= Chem Widhya =

Cambodian ambassador

Chem Widhya has been the ambassador of the Kingdom of Cambodia (rank of a minister since September 2009) to Germany, Cyprus (2009), the Czech Republic, Malta (2008–2010), Poland, Slovenia, and then France (2016–2020).

== Education ==
Chem holds a Ph.D. degree in political science and a doctorate in political affairs from the Institute of International Relations in Potsdam, Germany.

== Career ==
Dr. Chem began his diplomatic career in 1990 with a two-year tenure as private secretary to Cambodian Prime Minister Hun Sen. He then became secretariat of Cambodia's Supreme National Council for two years, and then deputy secretary-general to Cambodia's Constituent Assembly. Since 1993 he has served as permanent secretary of Cambodia's Ministry of Foreign Affairs and International Cooperation. In 1996 he was appointed undersecretary of state, and then secretary of state in 1997.
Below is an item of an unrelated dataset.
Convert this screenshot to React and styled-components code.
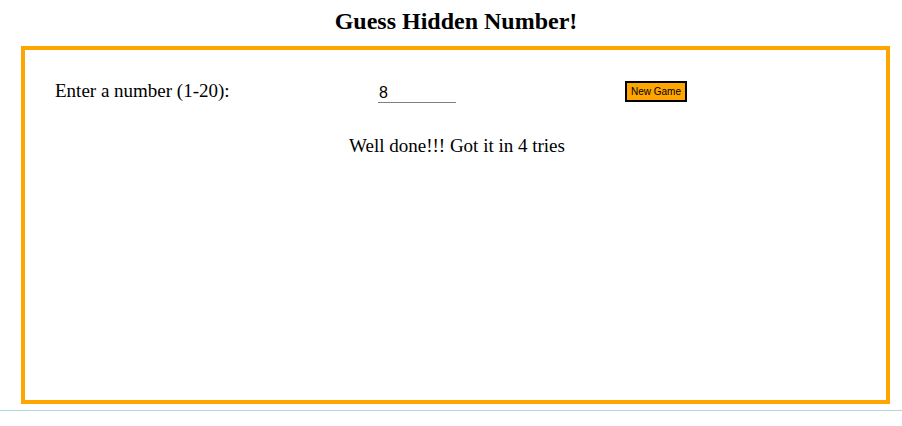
import React from 'react'
import styled, { createGlobalStyle } from 'styled-components'

const GlobalStyle = createGlobalStyle`
  html, body {
    margin: 0;
    padding: 0;
    background: #fff;
  }
  body {
    font-family: "Liberation Serif", "Times New Roman", serif;
    color: #000;
  }
`

const Page = styled.div`
  width: 902px;
  border-bottom: 1px solid #add8e6;
  padding-bottom: 6px;
`

const Title = styled.h1`
  margin: 0;
  padding-top: 6px;
  height: 40px;
  text-align: center;
  font-size: 24px;
  font-weight: bold;
  line-height: 30px;
  padding-left: 10px;
`

const Board = styled.div`
  margin: 0 12px 0 21px;
  height: 329px;
  border: 4px solid #ffa500;
  padding: 21px 0 0 30px;
  width: 831px;
`

const Row = styled.div`
  display: flex;
  align-items: center;
  height: 40px;
`

const Label = styled.label`
  width: 323px;
  font-size: 19px;
`

const NumberInput = styled.input`
  width: 76px;
  border: none;
  border-bottom: 1px solid #808080;
  outline: none;
  padding: 0 1px;
  font-family: "Liberation Sans", Arial, sans-serif;
  font-size: 16px;
  line-height: 18px;
  margin-top: 4px;
`

const Spacer = styled.div`
  width: 169px;
`

const Button = styled.button`
  background: #ffa500;
  border: 2px solid #000;
  font-family: "Liberation Sans", Arial, sans-serif;
  font-size: 10px;
  height: 21px;
  padding: 0 4px;
  color: #000;
  margin-top: 1px;
`

const Message = styled.p`
  margin: 24px 0 0 -27px;
  text-align: center;
  font-size: 19px;
`

export default function App() {
  return (
    <Page>
      <GlobalStyle />
      <Title>Guess Hidden Number!</Title>
      <Board>
        <Row>
          <Label>Enter a number (1-20):</Label>
          <NumberInput type="text" defaultValue="8" />
          <Spacer />
          <Button>New Game</Button>
        </Row>
        <Message>Well done!!! Got it in 4 tries</Message>
      </Board>
    </Page>
  )
}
In addition to his political appointments, Chem has also served on the board of directors of the Royal School of Administration since 1995, and on the board of directors of the Cambodia Development Resource Institute since 2000. In 2003 he was awarded the orders of Chevalier and Commandeur in the Royal Order of Mony Saraphoan. He was ambassador and permanent representative of Cambodia to the United Nations from 2004 to 2006. He was also non-resident ambassador of his country to Canada in from 2005 to 2006.

From 2007 to 2014, he was ambassador of Cambodia in the German Federal Republic. He was then ambassador of the Kingdom to the French Republic from 2016 to 2020.